**Written request**
Print the listing as it stands, omitting all images.
--- --- ---
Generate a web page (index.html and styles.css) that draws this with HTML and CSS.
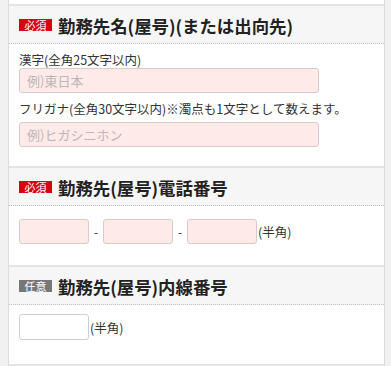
FILE: index.html
```html
<!DOCTYPE html>
<html lang="ja">
<head>
<meta charset="utf-8">
<link rel="stylesheet" href="styles.css">
</head>
<body>
<div class="wrap">
  <div class="prev"></div>
  <section class="sec sec1">
    <div class="head"><span class="badge req">必須</span><h2 class="title">勤務先名(屋号)(または出向先)</h2></div>
    <div class="body b1">
      <div class="label l1">漢字(全角25文字以内)</div>
      <input class="inp wide" type="text" placeholder="例)東日本">
      <div class="label l2">フリガナ(全角30文字以内)※濁点も1文字として数えます。</div>
      <input class="inp wide i2" type="text" placeholder="例)ヒガシニホン">
    </div>
  </section>
  <section class="sec">
    <div class="head"><span class="badge req">必須</span><h2 class="title">勤務先(屋号)電話番号</h2></div>
    <div class="body b2">
      <div class="row">
        <input class="inp small" type="text"><span class="dash">-</span><input class="inp small" type="text"><span class="dash">-</span><input class="inp small" type="text"><span class="note">(半角)</span>
      </div>
    </div>
  </section>
  <section class="sec">
    <div class="head"><span class="badge opt">任意</span><h2 class="title">勤務先(屋号)内線番号</h2></div>
    <div class="body b3">
      <div class="row">
        <input class="inp small white" type="text"><span class="note">(半角)</span>
      </div>
    </div>
  </section>
  <div class="next"></div>
</div>
</body>
</html>
```
FILE: styles.css
```css
html, body {
  margin: 0;
  padding: 0;
}
body {
  background: #f1f1f1;
  font-family: "Noto Sans CJK JP", "Noto Sans", sans-serif;
  color: #333;
  height: 366px;
  overflow: hidden;
}
.wrap {
  margin: 0 6px 0 8px;
  border-left: 1px solid #dcdcdc;
  border-right: 1px solid #dcdcdc;
  background: #fff;
}
.prev {
  height: 4px;
  background: #fff;
}
.sec {
  border-top: 2px solid #e4e4e4;
}
.head {
  height: 37px;
  background: #f6f6f6;
  border-bottom: 1px dotted #bdbdbd;
  display: flex;
  align-items: center;
  padding-left: 10px;
}
.badge {
  display: inline-block;
  width: 33px;
  height: 12px;
  line-height: 12px;
  font-size: 11px;
  color: #fff;
  text-align: center;
  margin-right: 6px;
}
.req { background: #d9000f; }
.opt { background: #777; }
.title {
  margin: 0;
  font-size: 17.4px;
  font-weight: bold;
  color: #222;
  line-height: 20px;
  position: relative;
  top: 1px;
}
.body {
  padding-left: 10px;
}
.b1 { padding-top: 8px; padding-bottom: 19px; }
.b2 { padding-top: 13px; padding-bottom: 21px; }
.b3 { padding-top: 9px; padding-bottom: 24px; }
.label {
  font-size: 12.5px;
  line-height: 16px;
  color: #333;
}
.l2 { margin-top: 8px; margin-bottom: 5px; }
.inp {
  display: block;
  box-sizing: border-box;
  height: 25px;
  margin: 0;
  padding: 0 0 0 7px;
  border: 1px solid #dccaca;
  border-radius: 3px;
  background: #ffeaea;
  font-family: "Noto Sans CJK JP", sans-serif;
  font-size: 13px;
  color: #333;
  outline: none;
}
.inp::placeholder { color: #bdb6b6; }
.wide { width: 300px; }
.small { width: 70px; }
.white { background: #fff; border-color: #cfcfcf; height: 26px; }
.row {
  display: flex;
  align-items: center;
}
.dash {
  width: 14px;
  text-align: center;
  font-size: 12px;
  color: #333;
}
.note {
  font-size: 12.5px;
  color: #333;
  margin-left: 1px;
}
.next {
  border-top: 2px solid #e4e4e4;
  height: 10px;
  background: #f1f1f1;
}
```
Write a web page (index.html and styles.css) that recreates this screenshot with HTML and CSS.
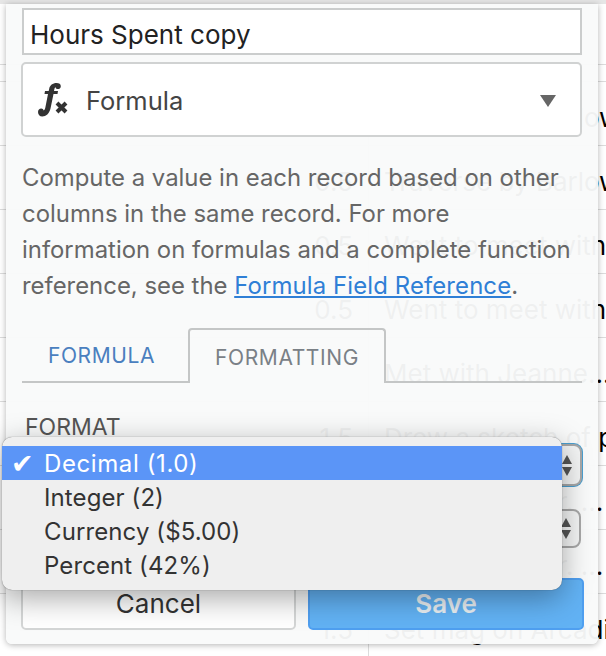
--- --- ---
**Task solution**
Generate a web page (index.html and styles.css) that draws this with HTML and CSS.
FILE: index.html
```html
<!DOCTYPE html>
<html lang="ja">
<head>
<meta charset="utf-8">
<link rel="stylesheet" href="styles.css">
</head>
<body>
<div class="wrap">
  <div class="prev"></div>
  <section class="sec sec1">
    <div class="head"><span class="badge req">必須</span><h2 class="title">勤務先名(屋号)(または出向先)</h2></div>
    <div class="body b1">
      <div class="label l1">漢字(全角25文字以内)</div>
      <input class="inp wide" type="text" placeholder="例)東日本">
      <div class="label l2">フリガナ(全角30文字以内)※濁点も1文字として数えます。</div>
      <input class="inp wide i2" type="text" placeholder="例)ヒガシニホン">
    </div>
  </section>
  <section class="sec">
    <div class="head"><span class="badge req">必須</span><h2 class="title">勤務先(屋号)電話番号</h2></div>
    <div class="body b2">
      <div class="row">
        <input class="inp small" type="text"><span class="dash">-</span><input class="inp small" type="text"><span class="dash">-</span><input class="inp small" type="text"><span class="note">(半角)</span>
      </div>
    </div>
  </section>
  <section class="sec">
    <div class="head"><span class="badge opt">任意</span><h2 class="title">勤務先(屋号)内線番号</h2></div>
    <div class="body b3">
      <div class="row">
        <input class="inp small white" type="text"><span class="note">(半角)</span>
      </div>
    </div>
  </section>
  <div class="next"></div>
</div>
</body>
</html>
```
FILE: styles.css
```css
html, body {
  margin: 0;
  padding: 0;
}
body {
  background: #f1f1f1;
  font-family: "Noto Sans CJK JP", "Noto Sans", sans-serif;
  color: #333;
  height: 366px;
  overflow: hidden;
}
.wrap {
  margin: 0 6px 0 8px;
  border-left: 1px solid #dcdcdc;
  border-right: 1px solid #dcdcdc;
  background: #fff;
}
.prev {
  height: 4px;
  background: #fff;
}
.sec {
  border-top: 2px solid #e4e4e4;
}
.head {
  height: 37px;
  background: #f6f6f6;
  border-bottom: 1px dotted #bdbdbd;
  display: flex;
  align-items: center;
  padding-left: 10px;
}
.badge {
  display: inline-block;
  width: 33px;
  height: 12px;
  line-height: 12px;
  font-size: 11px;
  color: #fff;
  text-align: center;
  margin-right: 6px;
}
.req { background: #d9000f; }
.opt { background: #777; }
.title {
  margin: 0;
  font-size: 17.4px;
  font-weight: bold;
  color: #222;
  line-height: 20px;
  position: relative;
  top: 1px;
}
.body {
  padding-left: 10px;
}
.b1 { padding-top: 8px; padding-bottom: 19px; }
.b2 { padding-top: 13px; padding-bottom: 21px; }
.b3 { padding-top: 9px; padding-bottom: 24px; }
.label {
  font-size: 12.5px;
  line-height: 16px;
  color: #333;
}
.l2 { margin-top: 8px; margin-bottom: 5px; }
.inp {
  display: block;
  box-sizing: border-box;
  height: 25px;
  margin: 0;
  padding: 0 0 0 7px;
  border: 1px solid #dccaca;
  border-radius: 3px;
  background: #ffeaea;
  font-family: "Noto Sans CJK JP", sans-serif;
  font-size: 13px;
  color: #333;
  outline: none;
}
.inp::placeholder { color: #bdb6b6; }
.wide { width: 300px; }
.small { width: 70px; }
.white { background: #fff; border-color: #cfcfcf; height: 26px; }
.row {
  display: flex;
  align-items: center;
}
.dash {
  width: 14px;
  text-align: center;
  font-size: 12px;
  color: #333;
}
.note {
  font-size: 12.5px;
  color: #333;
  margin-left: 1px;
}
.next {
  border-top: 2px solid #e4e4e4;
  height: 10px;
  background: #f1f1f1;
}
```
Write a web page (index.html and styles.css) that recreates this screenshot with HTML and CSS.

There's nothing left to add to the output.